Your answer should be a single number: how many lines in the data below hold the string "index".

— START OF THE DATA —

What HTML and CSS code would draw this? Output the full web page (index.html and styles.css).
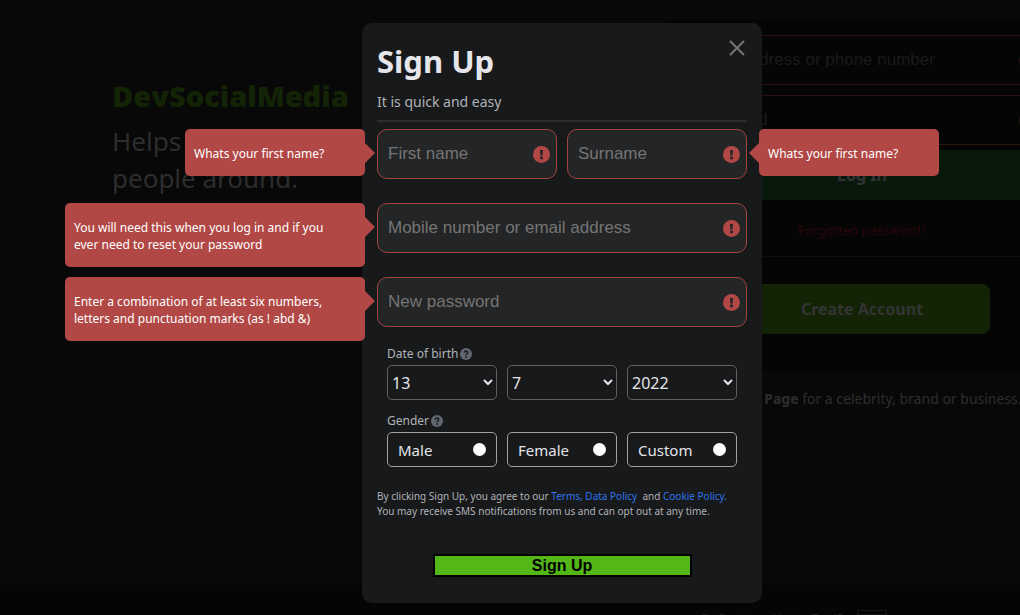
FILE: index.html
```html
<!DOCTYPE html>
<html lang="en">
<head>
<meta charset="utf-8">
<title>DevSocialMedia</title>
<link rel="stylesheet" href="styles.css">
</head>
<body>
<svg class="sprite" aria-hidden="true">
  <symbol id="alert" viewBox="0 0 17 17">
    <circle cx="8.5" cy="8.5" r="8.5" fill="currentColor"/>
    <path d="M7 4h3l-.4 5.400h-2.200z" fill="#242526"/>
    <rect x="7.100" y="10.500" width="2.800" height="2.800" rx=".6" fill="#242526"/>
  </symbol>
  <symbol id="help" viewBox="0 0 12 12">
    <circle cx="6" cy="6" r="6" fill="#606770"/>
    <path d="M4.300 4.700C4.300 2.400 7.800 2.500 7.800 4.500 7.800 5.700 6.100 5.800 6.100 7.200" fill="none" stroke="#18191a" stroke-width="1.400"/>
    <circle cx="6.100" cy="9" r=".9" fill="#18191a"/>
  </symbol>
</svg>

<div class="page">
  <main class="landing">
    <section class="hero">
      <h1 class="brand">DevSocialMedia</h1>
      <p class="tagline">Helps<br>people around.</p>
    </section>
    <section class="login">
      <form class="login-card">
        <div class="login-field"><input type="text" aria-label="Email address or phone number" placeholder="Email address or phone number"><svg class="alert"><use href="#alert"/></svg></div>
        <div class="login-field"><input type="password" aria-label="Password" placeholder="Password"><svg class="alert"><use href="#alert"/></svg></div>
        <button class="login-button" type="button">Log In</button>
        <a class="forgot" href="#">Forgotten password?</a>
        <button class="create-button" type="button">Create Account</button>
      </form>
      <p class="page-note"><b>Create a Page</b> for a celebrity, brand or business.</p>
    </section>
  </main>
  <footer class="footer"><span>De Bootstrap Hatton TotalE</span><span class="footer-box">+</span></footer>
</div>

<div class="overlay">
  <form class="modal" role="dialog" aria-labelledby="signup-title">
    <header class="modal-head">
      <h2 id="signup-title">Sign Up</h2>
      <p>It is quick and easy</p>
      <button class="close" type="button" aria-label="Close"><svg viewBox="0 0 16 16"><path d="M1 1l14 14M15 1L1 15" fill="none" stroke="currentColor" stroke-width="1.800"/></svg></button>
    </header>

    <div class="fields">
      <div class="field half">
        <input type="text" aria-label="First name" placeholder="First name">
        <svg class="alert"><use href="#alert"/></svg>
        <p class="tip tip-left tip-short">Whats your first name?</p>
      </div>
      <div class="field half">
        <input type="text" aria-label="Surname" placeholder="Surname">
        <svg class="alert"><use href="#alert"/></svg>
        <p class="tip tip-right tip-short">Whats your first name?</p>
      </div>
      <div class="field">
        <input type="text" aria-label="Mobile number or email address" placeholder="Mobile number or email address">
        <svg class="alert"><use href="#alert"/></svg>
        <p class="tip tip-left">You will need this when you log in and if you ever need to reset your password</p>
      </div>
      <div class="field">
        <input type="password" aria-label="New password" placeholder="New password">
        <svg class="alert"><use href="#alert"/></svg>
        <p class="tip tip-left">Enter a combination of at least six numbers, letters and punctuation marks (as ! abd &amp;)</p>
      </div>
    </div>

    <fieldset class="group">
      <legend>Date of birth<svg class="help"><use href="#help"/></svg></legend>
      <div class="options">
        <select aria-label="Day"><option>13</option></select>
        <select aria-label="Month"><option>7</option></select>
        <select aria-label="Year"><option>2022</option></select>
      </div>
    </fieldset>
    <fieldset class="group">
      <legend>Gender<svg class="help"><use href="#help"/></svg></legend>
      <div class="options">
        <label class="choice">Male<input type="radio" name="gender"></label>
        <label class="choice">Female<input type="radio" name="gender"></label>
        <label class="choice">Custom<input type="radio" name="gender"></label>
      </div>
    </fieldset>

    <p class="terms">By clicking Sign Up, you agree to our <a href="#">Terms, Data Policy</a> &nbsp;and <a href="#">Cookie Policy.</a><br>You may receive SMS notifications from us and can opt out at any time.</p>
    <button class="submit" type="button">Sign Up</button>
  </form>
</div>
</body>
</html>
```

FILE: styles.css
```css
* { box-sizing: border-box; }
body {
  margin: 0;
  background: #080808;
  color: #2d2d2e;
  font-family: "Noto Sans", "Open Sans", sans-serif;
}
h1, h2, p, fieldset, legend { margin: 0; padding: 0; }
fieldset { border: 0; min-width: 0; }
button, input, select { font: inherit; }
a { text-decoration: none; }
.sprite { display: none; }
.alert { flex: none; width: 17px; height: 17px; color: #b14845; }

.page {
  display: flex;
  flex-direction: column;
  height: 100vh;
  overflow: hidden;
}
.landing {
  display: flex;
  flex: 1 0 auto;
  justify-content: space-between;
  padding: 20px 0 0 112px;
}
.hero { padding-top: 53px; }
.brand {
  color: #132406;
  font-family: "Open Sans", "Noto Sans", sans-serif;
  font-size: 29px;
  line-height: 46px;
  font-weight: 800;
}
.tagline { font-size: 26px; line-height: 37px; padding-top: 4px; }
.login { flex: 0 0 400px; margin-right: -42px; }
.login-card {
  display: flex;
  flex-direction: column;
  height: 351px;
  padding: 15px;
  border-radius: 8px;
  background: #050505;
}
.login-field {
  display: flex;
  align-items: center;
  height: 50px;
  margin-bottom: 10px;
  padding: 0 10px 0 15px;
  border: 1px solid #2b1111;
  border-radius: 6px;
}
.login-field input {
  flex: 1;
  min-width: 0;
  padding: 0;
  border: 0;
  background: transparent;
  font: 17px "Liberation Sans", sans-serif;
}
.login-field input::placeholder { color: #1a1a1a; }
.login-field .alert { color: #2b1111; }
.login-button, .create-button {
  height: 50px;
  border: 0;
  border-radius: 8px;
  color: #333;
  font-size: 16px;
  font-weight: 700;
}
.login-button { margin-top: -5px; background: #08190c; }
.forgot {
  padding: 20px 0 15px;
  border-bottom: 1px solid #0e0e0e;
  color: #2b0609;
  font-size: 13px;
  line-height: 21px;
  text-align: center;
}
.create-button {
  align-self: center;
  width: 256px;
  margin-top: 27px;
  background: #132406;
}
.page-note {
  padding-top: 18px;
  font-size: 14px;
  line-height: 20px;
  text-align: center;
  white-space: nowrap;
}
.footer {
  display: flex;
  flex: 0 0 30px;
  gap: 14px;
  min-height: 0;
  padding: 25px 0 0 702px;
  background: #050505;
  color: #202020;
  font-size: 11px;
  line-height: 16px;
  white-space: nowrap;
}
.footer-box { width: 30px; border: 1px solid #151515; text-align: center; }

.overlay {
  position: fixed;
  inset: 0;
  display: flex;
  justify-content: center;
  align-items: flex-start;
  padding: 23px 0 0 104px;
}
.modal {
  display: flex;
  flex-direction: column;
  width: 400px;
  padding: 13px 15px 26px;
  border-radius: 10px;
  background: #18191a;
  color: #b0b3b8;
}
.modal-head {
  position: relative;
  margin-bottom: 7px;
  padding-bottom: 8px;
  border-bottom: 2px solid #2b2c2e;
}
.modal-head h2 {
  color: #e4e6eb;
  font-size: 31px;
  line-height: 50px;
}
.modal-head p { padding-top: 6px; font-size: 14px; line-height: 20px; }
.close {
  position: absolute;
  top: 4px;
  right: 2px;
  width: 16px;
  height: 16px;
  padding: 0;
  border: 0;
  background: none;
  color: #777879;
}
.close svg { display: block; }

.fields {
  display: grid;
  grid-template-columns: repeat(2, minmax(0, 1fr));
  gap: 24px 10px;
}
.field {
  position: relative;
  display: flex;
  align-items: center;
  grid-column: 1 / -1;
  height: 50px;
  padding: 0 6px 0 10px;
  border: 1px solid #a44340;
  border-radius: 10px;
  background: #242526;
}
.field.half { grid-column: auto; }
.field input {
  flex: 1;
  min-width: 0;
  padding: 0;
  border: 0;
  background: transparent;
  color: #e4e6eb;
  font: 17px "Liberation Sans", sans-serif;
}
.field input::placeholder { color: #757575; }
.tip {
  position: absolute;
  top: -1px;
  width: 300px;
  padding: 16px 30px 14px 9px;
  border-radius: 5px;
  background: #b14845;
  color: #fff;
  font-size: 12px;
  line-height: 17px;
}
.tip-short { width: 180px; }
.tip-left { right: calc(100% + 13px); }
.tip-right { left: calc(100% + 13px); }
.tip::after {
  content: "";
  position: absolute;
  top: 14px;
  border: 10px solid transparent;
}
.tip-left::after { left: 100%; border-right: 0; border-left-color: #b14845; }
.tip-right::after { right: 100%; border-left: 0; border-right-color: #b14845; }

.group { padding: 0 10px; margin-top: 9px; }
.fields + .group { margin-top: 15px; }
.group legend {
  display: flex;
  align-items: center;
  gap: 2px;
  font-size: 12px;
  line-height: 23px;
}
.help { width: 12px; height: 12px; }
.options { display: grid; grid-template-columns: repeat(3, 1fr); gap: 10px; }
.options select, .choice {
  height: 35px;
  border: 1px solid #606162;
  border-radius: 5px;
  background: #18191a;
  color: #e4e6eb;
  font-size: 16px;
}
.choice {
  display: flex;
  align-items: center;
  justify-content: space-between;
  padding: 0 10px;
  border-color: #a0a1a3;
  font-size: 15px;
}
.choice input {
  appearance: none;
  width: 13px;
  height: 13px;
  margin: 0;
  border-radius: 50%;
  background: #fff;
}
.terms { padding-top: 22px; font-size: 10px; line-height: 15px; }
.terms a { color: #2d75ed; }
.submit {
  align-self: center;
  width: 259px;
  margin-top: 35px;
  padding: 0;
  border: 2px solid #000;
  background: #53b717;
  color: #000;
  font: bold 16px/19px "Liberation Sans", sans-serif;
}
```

— END OF THE DATA —
— START OF THE DATA —

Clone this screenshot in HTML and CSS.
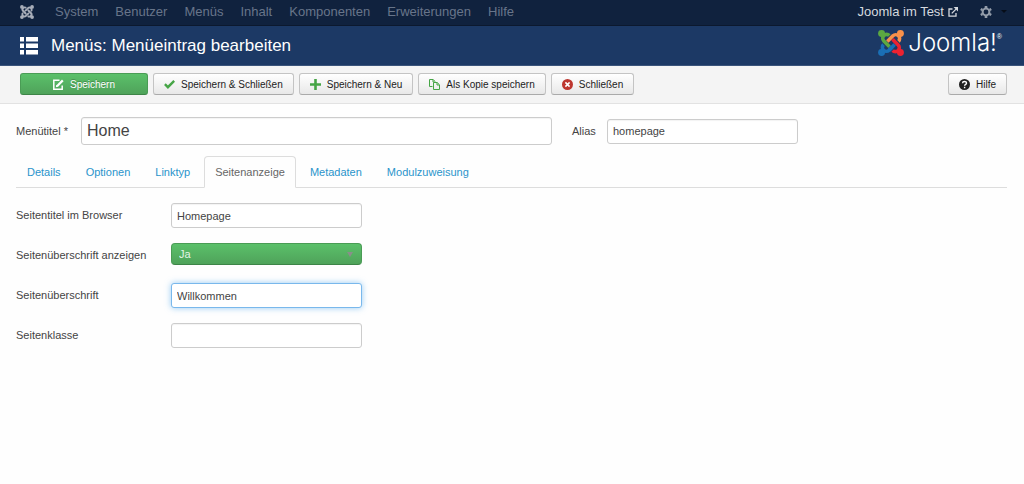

— END OF THE DATA —
— START OF THE DATA —

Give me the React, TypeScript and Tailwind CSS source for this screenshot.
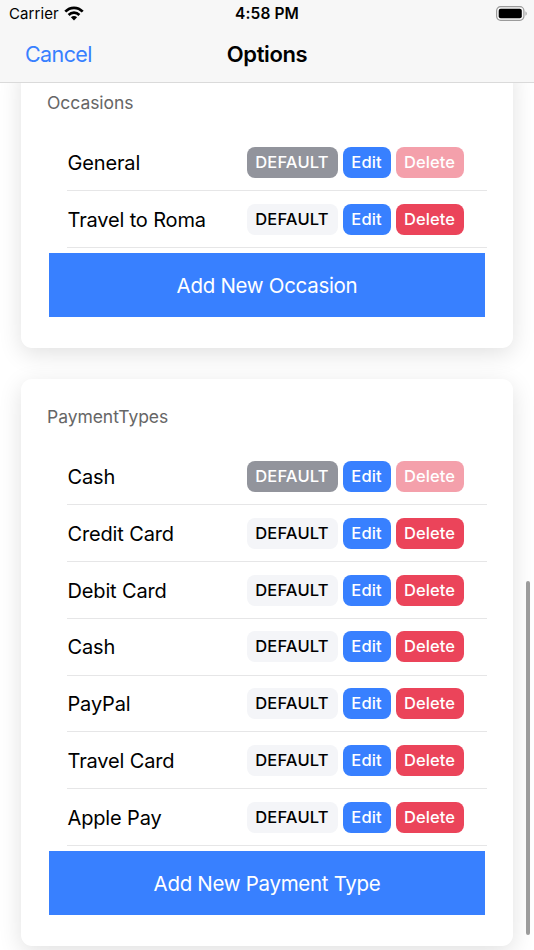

— END OF THE DATA —

SOLUTION FOR THIS PROBLEM:
2